Hi everyone! I’ve been a long time lurker on CC and I’ve finally made an account because something has been bothering me.I’m currently a senior in high school, and college decisions have long been posted. I’ve had enough time to come to terms with the decisions, but recently, I suddenly remembered something, and now it’s plaguing my mind.
Here’s a little background on my situation:
When I was applying to colleges, I considered myself a pretty competitive applicant. I applied to 8 top tier schools. Yes, really, 8. Though I thought I was “competitive”, I understood that college admissions are basically crapshoots. That’s why I applied to 8 reaches. I really expected that out of 8 crapshoots, I could have made at least 1.
Nope. Not at all. I didn’t get into one out of the eight reaches. (2 waitlists, 6 rejects) Now, numbers like this suggest to me that perhaps I can’t fully blame the randomness of the admissions process. Maybe I just wasn’t competitive enough.
So now, let’s just take a quick look at my stats. Feel free to skim over this part.
GPA/Test Scores: Definitely high enough. Well above the 75th percentile for some schools, so I know my application wasn’t immediately tossed out. I also go to a super hard magnet school. Maybe this gave me extra brownie points?
Essays: Main essay was good; maybe a bit cheesy, but well-written and gets the point across. Supplemental essays were a mixed bag and really depended on the prompts. If the prompt resonated within me, I could write an amazing supplemental. (For Uchicago, I went crazy with one prompt and produced literally the most beautiful essay I have ever written.) Supplementals for dream schools were great; I poured out my heart and wrote about why I adored that school so much. Otherwise, my supplemental was probably informative but nothing too special.
Recs: Very well-written teachers wrote the letters for me, but I don’t think they knew me super well enough as to write something really profound. (However, for Dartmouth, I submitted a peer recommendation by my best friend, whom I’ve known forever. He also got into Harvard, so I’m assuming it was a mind-blowing rec.)
Interviews: I interviewed for about half of the schools, and all of them went extremely well.

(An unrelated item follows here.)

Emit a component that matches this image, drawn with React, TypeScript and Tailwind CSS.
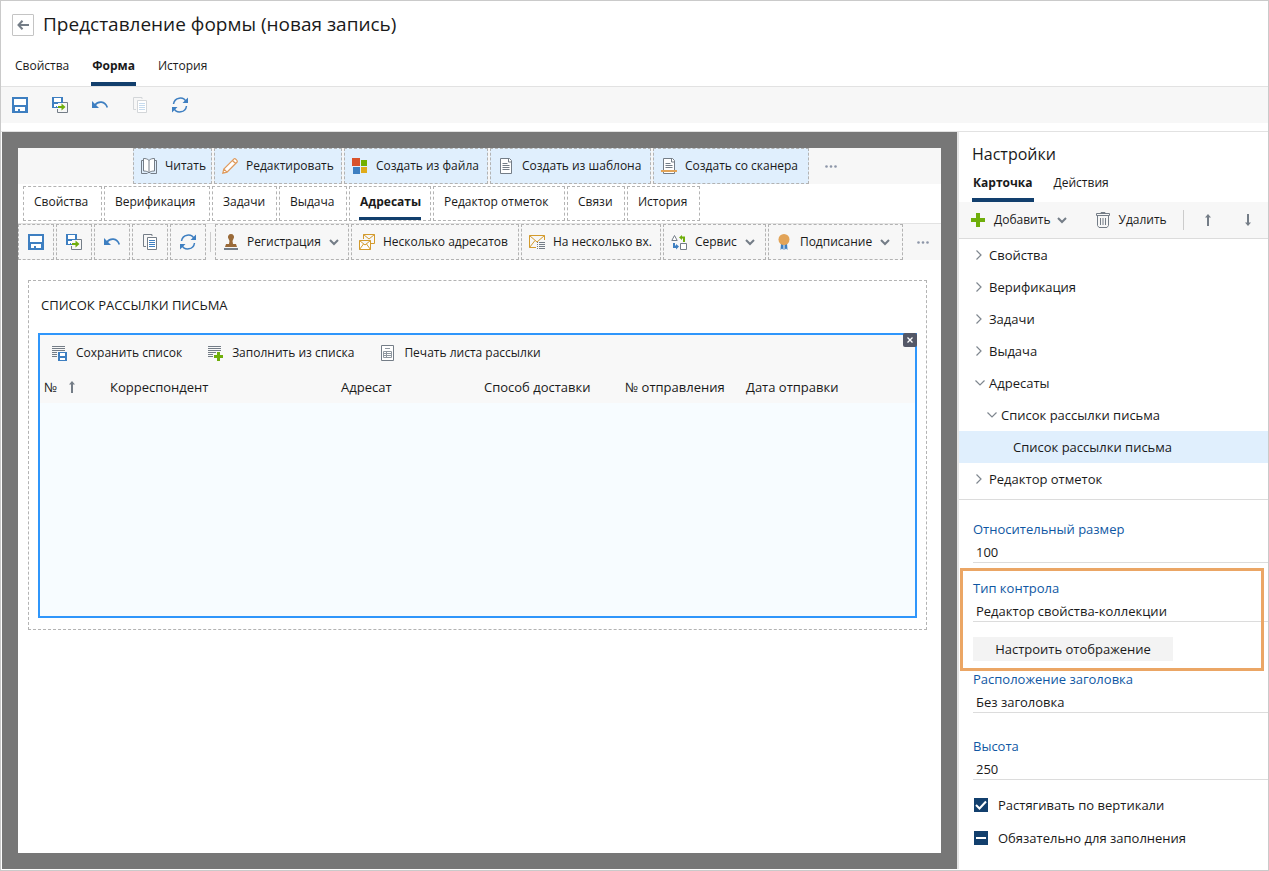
import { useEffect, useRef, type ReactNode } from 'react';
import clsx from 'clsx';

const BLUE = '#3e7fc1';
const GRAY = '#747d87';
const GREEN = '#6fae0b';
const ORANGE = '#e2a458';
const GOLD = '#d39a2c';

interface IconProps {
  children: ReactNode;
  crisp?: boolean;
  size?: number;
}

function Icon({ children, crisp, size = 16 }: IconProps) {
  return (
    <svg
      width={size}
      height={size}
      viewBox={`0 0 ${size} ${size}`}
      fill="none"
      shapeRendering={crisp ? 'crispEdges' : undefined}
      className="shrink-0"
      aria-hidden="true"
    >
      {children}
    </svg>
  );
}

const SaveIcon = () => (
  <Icon crisp>
    <path d="M0 0h16v16H0z" fill={BLUE} />
    <path d="M2 2h12v6H2zM3 10h10v4H3z" fill="#fff" />
    <path d="M6 12h2v2H6z" fill={BLUE} />
  </Icon>
);

const SaveCloseIcon = () => (
  <Icon>
    <path d="M0 0h11v11H0z" fill={BLUE} />
    <path d="M2 1h7v4H2zM2 7h6v3H2z" fill="#fff" />
    <path d="M4 9h1v1H4z" fill={BLUE} />
    <path d="M11 5.500h4.500v10h-10V12" stroke={GRAY} />
    <path d="M6 6h9v9H6z" fill="#f7f7f7" />
    <path d="M6 9h3.500V6.500L13.500 10l-4 3.500V11H6z" fill={GREEN} />
  </Icon>
);

const UndoIcon = () => (
  <Icon>
    <path d="M0 4v7h7z" fill={BLUE} />
    <path d="M3 8c3-4 10-4.500 12.300 2.500" stroke={BLUE} strokeWidth="1.600" />
  </Icon>
);

const CopyIcon = ({ muted }: { muted?: boolean }) => (
  <Icon>
    <path d="M10 2V.5H1.500v12H4" stroke={muted ? '#d3d6d9' : GRAY} />
    <path d="M5.500 3.500h9v12h-9z" stroke={muted ? '#d3d6d9' : GRAY} fill="#fff" />
    <path d="M7 6.500h6M7 8.500h6M7 10.500h6M7 12.500h6" stroke={muted ? '#c6dbee' : BLUE} />
  </Icon>
);

const RefreshIcon = () => (
  <Icon>
    <path d="M1.500 7C2.500 0 11.500-.8 14 4.500M14.500 9c-1 7-10 7.800-12.500 2.500" stroke={BLUE} strokeWidth="1.500" />
    <path d="M16 .5v5.500h-5.500zM0 15.500V10h5.500z" fill={BLUE} />
  </Icon>
);

const BookIcon = () => (
  <Icon>
    <path d="M3 2.500H.5v13h6M13 2.500h2.500v13h-6" stroke={GRAY} />
    <path d="M8 2.500C6.500.8 4.500.5 2.500.5v12.500c2.500 0 4.300.5 5.500 2 1.200-1.500 3-2 5.500-2V.5c-2 0-4 .3-5.500 2zM8 2.500V15" stroke={GRAY} fill="#fff" />
  </Icon>
);

const PencilIcon = () => (
  <Icon>
    <path d="M.8 15.200l1-4.200L12 .9c1-.9 4 1.800 3.100 3.100L5 14.200zM10.500 2.500l3 3M1.800 11L5 14.200" stroke="#df9a5c" strokeWidth="1.200" fill="#fff" />
  </Icon>
);

const WindowsIcon = () => (
  <Icon crisp>
    <path d="M0 0h8v8H0z" fill="#d9532c" />
    <path d="M9 2h6v6H9z" fill="#72b000" />
    <path d="M1 9h7v7H1z" fill={BLUE} />
    <path d="M9 9h6v6H9z" fill="#e0ab1a" />
  </Icon>
);

const PageIcon = () => (
  <Icon>
    <path d="M2.500.5h9l2 2v13h-11z" stroke={GRAY} fill="#fff" />
    <path d="M10.500 1v3h3" stroke={GRAY} />
    <path d="M4.500 5.500h5M4.500 7.500h7M4.500 9.500h7M4.500 11.500h7" stroke={GRAY} />
  </Icon>
);

const ScannerIcon = () => (
  <Icon>
    <path d="M2.500.5h9l2 2v13h-11z" stroke={GRAY} fill="#fff" />
    <path d="M10.500 1v3h3" stroke={GRAY} />
    <path d="M4.500 5.500h5M4.500 7.500h7M4.500 9.500h7" stroke={GRAY} />
    <path d="M0 12h16v2H0z" fill={ORANGE} />
  </Icon>
);

const StampIcon = () => (
  <Icon>
    <path d="M8 0a3 3 0 0 1 2.600 4.500L9.500 7l.5 3h3l1 3H2l1-3h3l.5-3-1.100-2.500A3 3 0 0 1 8 0z" fill="#9a6a38" />
    <path d="M1 14h14v2H1z" fill={GRAY} />
  </Icon>
);

const MailsIcon = () => (
  <Icon>
    <path d="M4.500 5V.5h11v9H12M4.500.5L10 5l5.500-4.500" stroke={GOLD} />
    <path d="M.5 6.500h11v9H.5zM.5 6.500L6 11l5.500-4.500M.5 15.500l4-5.500M11.500 15.500L7.500 10" stroke={GOLD} fill="#fff" />
  </Icon>
);

const MailListIcon = () => (
  <Icon>
    <path d="M7 13.500H.5v-12h15V6M.5 1.500L8 8l7.500-6.500M.5 13.500L6 6.500" stroke={GOLD} />
    <path d="M8 8.500h1M8 10.500h1M8 12.500h1M8 14.500h1M10 8.500h6M10 10.500h6M10 12.500h6M10 14.500h6" stroke={GRAY} />
  </Icon>
);

const ServiceIcon = () => (
  <Icon>
    <path d="M3.500 1.500L.8 6.500h5.400zM9.500 9.500h6v6h-6z" stroke={GRAY} fill="#fff" />
    <path d="M8 3.500L11 1v1.500h3V8h-2V4.500h-1V6z" fill={GREEN} />
    <path d="M8 12.500L5 10v1.500H4V9H2v5h3v1.500z" fill={BLUE} />
  </Icon>
);

const SignIcon = () => (
  <Icon>
    <path d="M5 9h2.500v7L6 14.500 4.500 16zM8.500 9H11l.5 7-1.500-1.500L8.500 16z" fill={BLUE} />
    <circle cx="8" cy="5.500" r="5.500" fill={ORANGE} />
  </Icon>
);

const ListSaveIcon = () => (
  <Icon>
    <path d="M0 1.500h13M0 3.500h13M0 5.500h13M0 7.500h5M0 9.500h5M0 11.500h5" stroke={GRAY} />
    <path d="M6 7h9v9H6z" fill={BLUE} />
    <path d="M8 8h5v3H8zM8 13h5v2H8z" fill="#fff" />
  </Icon>
);

const ListAddIcon = () => (
  <Icon>
    <path d="M0 1.500h13M0 3.500h13M0 5.500h13M0 7.500h8M0 9.500h5M0 11.500h5" stroke={GRAY} />
    <path d="M9 7h3v3h3v3h-3v3H9v-3H6v-3h3z" fill={GREEN} />
  </Icon>
);

const PrintListIcon = () => (
  <Icon>
    <path d="M1.500.5h12v15h-12z" stroke={GRAY} fill="#fff" />
    <path d="M5 3.500h5M3.500 6.500h8v6h-8zM3.500 8.500h8M3.500 10.500h8M6.500 6.500v6" stroke="#8f979f" />
  </Icon>
);

const PlusIcon = () => (
  <Icon crisp>
    <path d="M5 1h4v5h5v4H9v5H5v-5H0V6h5z" fill={GREEN} />
  </Icon>
);

const TrashIcon = () => (
  <Icon>
    <path d="M5 1.500V.5h4v1M.5 1.500h13v2H.5zM1.500 3.500h11v10l-1.500 2H3l-1.500-2z" stroke={GRAY} />
    <path d="M4.500 6v7M7 6v7M9.500 6v7" stroke={GRAY} />
  </Icon>
);

const ArrowIcon = ({ down }: { down?: boolean }) => (
  <svg width="6" height="12" viewBox="0 0 6 12" fill="none" className={clsx('shrink-0', down && 'rotate-180')} aria-hidden="true">
    <path d="M3 1v11" stroke={GRAY} strokeWidth="2" />
    <path d="M0 3.500L3 0l3 3.500z" fill={GRAY} />
  </svg>
);

const DropIcon = () => (
  <svg width="10" height="7" viewBox="0 0 10 7" fill="none" className="shrink-0" aria-hidden="true">
    <path d="M1 1l4 4 4-4" stroke={GRAY} strokeWidth="2" />
  </svg>
);

const MoreButton = () => (
  <button type="button" aria-label="Ещё" className="flex w-10 items-center justify-center self-stretch">
    <svg width="12" height="3" viewBox="0 0 12 3" fill="#8d96a8" aria-hidden="true">
      <circle cx="1.500" cy="1.500" r="1.300" />
      <circle cx="6" cy="1.500" r="1.300" />
      <circle cx="10.500" cy="1.500" r="1.300" />
    </svg>
  </button>
);

const mainActions = [
  { label: 'Сохранить', icon: <SaveIcon /> },
  { label: 'Сохранить и закрыть', icon: <SaveCloseIcon /> },
  { label: 'Отменить', icon: <UndoIcon /> },
  { label: 'Копировать', icon: <CopyIcon muted /> },
  { label: 'Обновить', icon: <RefreshIcon /> },
];

const formActions = [
  { label: 'Сохранить', icon: <SaveIcon /> },
  { label: 'Сохранить и закрыть', icon: <SaveCloseIcon /> },
  { label: 'Отменить', icon: <UndoIcon /> },
  { label: 'Копировать', icon: <CopyIcon /> },
  { label: 'Обновить', icon: <RefreshIcon /> },
];

const documentActions = [
  { label: 'Читать', icon: <BookIcon />, width: 'w-[79px]' },
  { label: 'Редактировать', icon: <PencilIcon />, width: 'w-32' },
  { label: 'Создать из файла', icon: <WindowsIcon />, width: 'w-36' },
  { label: 'Создать из шаблона', icon: <PageIcon />, width: 'w-[161px]' },
  { label: 'Создать со сканера', icon: <ScannerIcon />, width: 'w-[156px]' },
];

const formTabs = [
  { label: 'Свойства', width: 'w-[79px]' },
  { label: 'Верификация', width: 'w-[106px]' },
  { label: 'Задачи', width: 'w-[65px]' },
  { label: 'Выдача', width: 'w-[68px]' },
  { label: 'Адресаты', width: 'w-[82px]', active: true },
  { label: 'Редактор отметок', width: 'w-[132px]' },
  { label: 'Связи', width: 'w-[58px]' },
  { label: 'История', width: 'w-[73px]' },
];

const letterActions = [
  { label: 'Регистрация', icon: <StampIcon />, width: 'w-[134px]', menu: true },
  { label: 'Несколько адресатов', icon: <MailsIcon />, width: 'w-[168px]' },
  { label: 'На несколько вх.', icon: <MailListIcon />, width: 'w-[140px]' },
  { label: 'Сервис', icon: <ServiceIcon />, width: 'w-[103px]', menu: true },
  { label: 'Подписание', icon: <SignIcon />, width: 'w-[135px]', menu: true },
];

const listActions = [
  { label: 'Сохранить список', icon: <ListSaveIcon /> },
  { label: 'Заполнить из списка', icon: <ListAddIcon /> },
  { label: 'Печать листа рассылки', icon: <PrintListIcon /> },
];

const tree = [
  { label: 'Свойства', pad: 'pl-4' },
  { label: 'Верификация', pad: 'pl-4' },
  { label: 'Задачи', pad: 'pl-4' },
  { label: 'Выдача', pad: 'pl-4' },
  { label: 'Адресаты', pad: 'pl-4', open: true },
  { label: 'Список рассылки письма', pad: 'pl-7', open: true },
  { label: 'Список рассылки письма', pad: 'pl-10', selected: true },
  { label: 'Редактор отметок', pad: 'pl-4' },
];

function Header() {
  return (
    <header>
      <div className="flex h-12 items-center gap-[9px] pl-[11px]">
        <button
          type="button"
          aria-label="Назад"
          className="flex size-[22px] items-center justify-center rounded-[1px] border border-[#c4c4c4]"
        >
          <svg width="12" height="10" viewBox="0 0 12 10" fill="none" stroke={GRAY} strokeWidth="2" aria-hidden="true">
            <path d="M12 5H1.500M5.500.8L1.500 5l4 4.200" />
          </svg>
        </button>
        <h1 className="pb-0.5 text-[19px] leading-6">Представление формы (новая запись)</h1>
      </div>
      <nav className="flex h-[38px] items-stretch gap-[21px] border-b border-[#e2e2e2] pl-[13px]">
        {['Свойства', 'Форма', 'История'].map(tab => (
          <a
            key={tab}
            href="#"
            className={clsx(
              'flex items-center border-b-4 px-px',
              tab === 'Форма' ? 'border-[#123f6d] font-bold' : 'border-transparent',
            )}
          >
            {tab}
          </a>
        ))}
      </nav>
      <div className="flex h-9 gap-6 bg-[#f7f7f7] pl-[11px]">
        {mainActions.map(action => (
          <button key={action.label} type="button" aria-label={action.label} className="flex items-center">
            {action.icon}
          </button>
        ))}
      </div>
    </header>
  );
}

function MailingList() {
  return (
    <section className="mt-5 mr-[14px] ml-[10px] border border-dashed border-[#b3b3b3] px-[9px] pb-[11px]">
      <h2 className="mb-1 flex h-12 items-center pl-[3px] text-[13px] uppercase">Список рассылки письма</h2>
      <div className="relative flex h-[285px] flex-col border-2 border-[#2f96fb] bg-[#f7fcff]">
        <div className="flex h-9 items-center gap-[26px] bg-[#f8f8f8] pl-3">
          {listActions.map(action => (
            <button key={action.label} type="button" className="flex items-center gap-2 whitespace-nowrap">
              {action.icon}
              {action.label}
            </button>
          ))}
        </div>
        <table className="w-full table-fixed bg-[#f8f8f8] text-left text-[13px]">
          <thead>
            <tr className="h-8 whitespace-nowrap [&>th]:px-1 [&>th]:font-normal">
              <th scope="col" className="w-[66px]">
                <span className="flex items-center gap-3">
                  №
                  <ArrowIcon />
                </span>
              </th>
              <th scope="col" className="w-[231px]">Корреспондент</th>
              <th scope="col" className="w-[143px]">Адресат</th>
              <th scope="col" className="w-[141px]">Способ доставки</th>
              <th scope="col" className="w-[121px]">№ отправления</th>
              <th scope="col">Дата отправки</th>
            </tr>
          </thead>
        </table>
        <button
          type="button"
          aria-label="Удалить элемент"
          className="absolute -top-0.5 -right-0.5 flex size-[14px] items-center justify-center rounded-xs bg-[#545867]"
        >
          <svg width="6" height="6" viewBox="0 0 6 6" stroke="#fff" strokeWidth="1.300" aria-hidden="true">
            <path d="M.5.5l5 5M5.500.5l-5 5" />
          </svg>
        </button>
      </div>
    </section>
  );
}

function FormCanvas() {
  return (
    <main className="flex min-w-0 flex-1 flex-col bg-[#777] p-4">
      <div className="flex-1 overflow-hidden bg-white">
        <div className="flex h-9 items-center gap-0.5 bg-[#f7f7f7] pl-[115px]">
          {documentActions.map(action => (
            <button
              key={action.label}
              type="button"
              className={clsx(
                'flex h-9 shrink-0 items-center gap-2 border border-dashed border-[#b3b3b3] bg-[#e0effd] pl-[7px] whitespace-nowrap',
                action.width,
              )}
            >
              {action.icon}
              {action.label}
            </button>
          ))}
          <MoreButton />
        </div>
        <nav className="flex gap-0.5 border-b border-[#e2e2e2] py-0.5 pl-[5px]">
          {formTabs.map(tab => (
            <a
              key={tab.label}
              href="#"
              className={clsx(
                'flex h-[35px] shrink-0 border border-dashed border-[#b3b3b3] px-[9px] whitespace-nowrap',
                tab.width,
              )}
            >
              <span
                className={clsx(
                  'flex flex-1 items-center border-b-3 pl-px',
                  tab.active ? 'border-[#123f6d] font-bold' : 'border-transparent',
                )}
              >
                {tab.label}
              </span>
            </a>
          ))}
        </nav>
        <div className="flex h-9 items-center gap-0.5 bg-[#f7f7f7]">
          {formActions.map(action => (
            <button
              key={action.label}
              type="button"
              aria-label={action.label}
              className="flex size-9 shrink-0 items-center justify-center border border-dashed border-[#b3b3b3]"
            >
              {action.icon}
            </button>
          ))}
          <div className="mx-0.5 h-5 w-px bg-[#ccc]" />
          {letterActions.map(action => (
            <button
              key={action.label}
              type="button"
              className={clsx(
                'flex h-9 shrink-0 items-center gap-2 border border-dashed border-[#b3b3b3] pl-[7px] whitespace-nowrap',
                action.width,
              )}
            >
              {action.icon}
              {action.label}
              {action.menu && <DropIcon />}
            </button>
          ))}
          <MoreButton />
        </div>
        <MailingList />
      </div>
    </main>
  );
}

interface FieldProps {
  id: string;
  label: string;
  value: string;
  select?: boolean;
}

function Field({ id, label, value, select }: FieldProps) {
  const control = 'h-6 w-full appearance-none border-b border-[#dcdcdc] pt-0.5 pl-[3px] leading-5 outline-none';
  return (
    <div className="flex flex-col">
      <label htmlFor={id} className="h-5 leading-5 text-[#0f57a3]">
        {label}
      </label>
      {select ? (
        <select id={id} className={control}>
          <option>{value}</option>
        </select>
      ) : (
        <input id={id} type="text" defaultValue={value} className={control} />
      )}
    </div>
  );
}

function CheckField({ label, mixed }: { label: string; mixed?: boolean }) {
  const ref = useRef<HTMLInputElement>(null);

  useEffect(() => {
    if (ref.current) ref.current.indeterminate = Boolean(mixed);
  }, [mixed]);

  return (
    <label className="flex h-5 items-center gap-[10px] pl-px">
      <span className="grid size-[14px] place-items-center bg-[#123f6d]">
        <input
          ref={ref}
          type="checkbox"
          defaultChecked={!mixed}
          className="col-start-1 row-start-1 size-[14px] appearance-none"
        />
        <svg
          width="12"
          height="10"
          viewBox="0 0 12 10"
          fill="none"
          stroke="#fff"
          strokeWidth="2"
          className="pointer-events-none col-start-1 row-start-1"
          aria-hidden="true"
        >
          {mixed ? <path d="M1 5h10" /> : <path d="M1 5l3.500 3.500L11 1.500" />}
        </svg>
      </span>
      {label}
    </label>
  );
}

function SettingsPanel() {
  return (
    <aside className="w-[311px] shrink-0 border-l-2 border-[#e6e6e6] text-[13px]">
      <h2 className="flex h-9 items-end pl-[13px] text-[16px] leading-7">Настройки</h2>
      <nav className="flex h-[34px] items-stretch gap-5 pl-[13px] text-[12px]">
        <a href="#" className="flex items-center border-b-4 border-[#123f6d] px-px font-bold">
          Карточка
        </a>
        <a href="#" className="flex items-center border-b-4 border-transparent">
          Действия
        </a>
      </nav>
      <div className="flex h-[37px] items-center border-b border-[#dcdcdc] bg-[#f7f7f7] pl-3 text-[12px]">
        <button type="button" className="flex items-center gap-[7px]">
          <PlusIcon />
          Добавить
          <DropIcon />
        </button>
        <button type="button" className="ml-[29px] flex items-center gap-[6px]">
          <TrashIcon />
          Удалить
        </button>
        <div className="ml-4 h-5 w-px bg-[#ccc]" />
        <button type="button" aria-label="Выше" className="ml-[21px]">
          <ArrowIcon />
        </button>
        <button type="button" aria-label="Ниже" className="ml-[34px]">
          <ArrowIcon down />
        </button>
      </div>
      <ul className="border-b border-[#dcdcdc] pb-1">
        {tree.map((node, index) => (
          <li
            key={index}
            className={clsx('flex h-8 items-center gap-1', node.pad, node.selected && 'bg-[#e0effd]')}
          >
            {node.selected ? (
              <span className="w-[10px]" />
            ) : (
              <svg width="10" height="10" viewBox="0 0 10 10" fill="none" stroke="#7f878f" strokeWidth="1.200" aria-hidden="true">
                {node.open ? <path d="M.5 2.500L5 7l4.500-4.500" /> : <path d="M1.500.5L6 5 1.500 9.500" />}
              </svg>
            )}
            {node.label}
          </li>
        ))}
      </ul>
      <form className="flex flex-col pt-[19px] pl-[14px]">
        <Field id="size" label="Относительный размер" value="100" />
        <div className="relative mt-[15px] mb-2">
          <Field id="control" label="Тип контрола" value="Редактор свойства-коллекции" select />
          <button type="button" className="mt-[15px] block h-6 w-[200px] bg-[#f3f3f3]">
            Настроить отображение
          </button>
          <div className="pointer-events-none absolute -top-[10px] right-1 -bottom-[10px] -left-[13px] border-3 border-[#eba665]" />
        </div>
        <Field id="caption" label="Расположение заголовка" value="Без заголовка" select />
        <div className="mt-[23px] mb-[15px]">
          <Field id="height" label="Высота" value="250" />
        </div>
        <div className="flex flex-col gap-[13px]">
          <CheckField label="Растягивать по вертикали" />
          <CheckField label="Обязательно для заполнения" mixed />
        </div>
      </form>
    </aside>
  );
}

export default function App() {
  return (
    <div className="flex min-h-screen flex-col border border-[#cacaca] bg-white font-['Open_Sans',sans-serif] text-[12px] leading-5 text-[#1a1a1a]">
      <Header />
      <div className="mt-2 flex flex-1 border-t border-[#e2e2e2] pb-px pl-px">
        <FormCanvas />
        <SettingsPanel />
      </div>
    </div>
  );
}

Hooks: Actually, this one is pretty bad, LOL! I’m Asian, so that probably dragged me down a bit.
!!!Extracurriculars!!!: This is where my problem begins, so if you were skimming before, you can start reading again here.
My brother is ten years younger than me, and the year I began high school, he began pre-school. My parents were working full time, so every single day after school, I’d have to pick my brother up, and stay at home with him. My parents could not and would not pay for child care. I absolutely could not join a single club or sport.
During this time, I was on a local dance team that met over the weekends and I volunteered monthly at a local community center. These were good, but not great. When I look at threads with Ivy-accepted kids’ stats, I always see impressive clubs and sports and volunteer work that probably took place after school.
During junior year, my mom started to work part-time, so I finally was free. I compensated like CRAZY, joining everything I could: Debate team, volunteer club, academic decathlon, etc, WHILE I worked two internships twenty hours a week. I worked SO HARD to load up on activities. Yet, since I joined activities late, I didn’t have enough years on me to hold officer positions, or win any really impressive awards. I was also too old to join sports teams.
Looking back at my application, everything else still seems really great, but my extracurriculars definitely were weak. In fact, it probably looked even worse that I had crammed so many activities into 11th and 12th grade. It took me a while, but I accepted these true facts after getting rejected from all the schools I had fallen in love with…
…Until I realized that I had never explained the situation with my brother on the Common App.
I don’t know what was going on in my head, but it really had never occurred to me to simply explain my lack of activities.
Since then, I’ve just been going back and forth in my head about what would have happened if I had explained my predicament. Would adcoms even care? Would they view this as a valid explanation, or just an excuse?
If I had just taken the ten minutes to write out what I just wrote out above, would I be looking at at least ONE acceptance letter today? I really can’t tell, because on one hand, I’m telling the complete truth. I had wanted to join so many clubs back then, but I really had no other choice but to stay at home cooking dinner for my brother. Yet on the other hand, this doesn’t seem like too rare a circumstance. Everyone has to do babysit, right? Am I just making up excuses?
I’m really not saying I think I deserve to be at a particular school. I’m only wondering if an explanation would have made a difference, because I am seriously going crazy.
tl;dr: I am a relatively competitive applicant for top tier colleges, yet I didn’t get into a single one out of eight. I didn’t do any extracurriculars during freshman and sophomore year because I had to be a mom to my toddler brother every day. However, I didn’t explain this situation in my application. If I had explained it, would I have gotten into some schools?
Thank you so much guys, and please be nice to me. I was shaking so violently while I wrote this, I could barely type. :-S I don’t usually post on public forums but I really really need some closure on this. Thank you guys so much!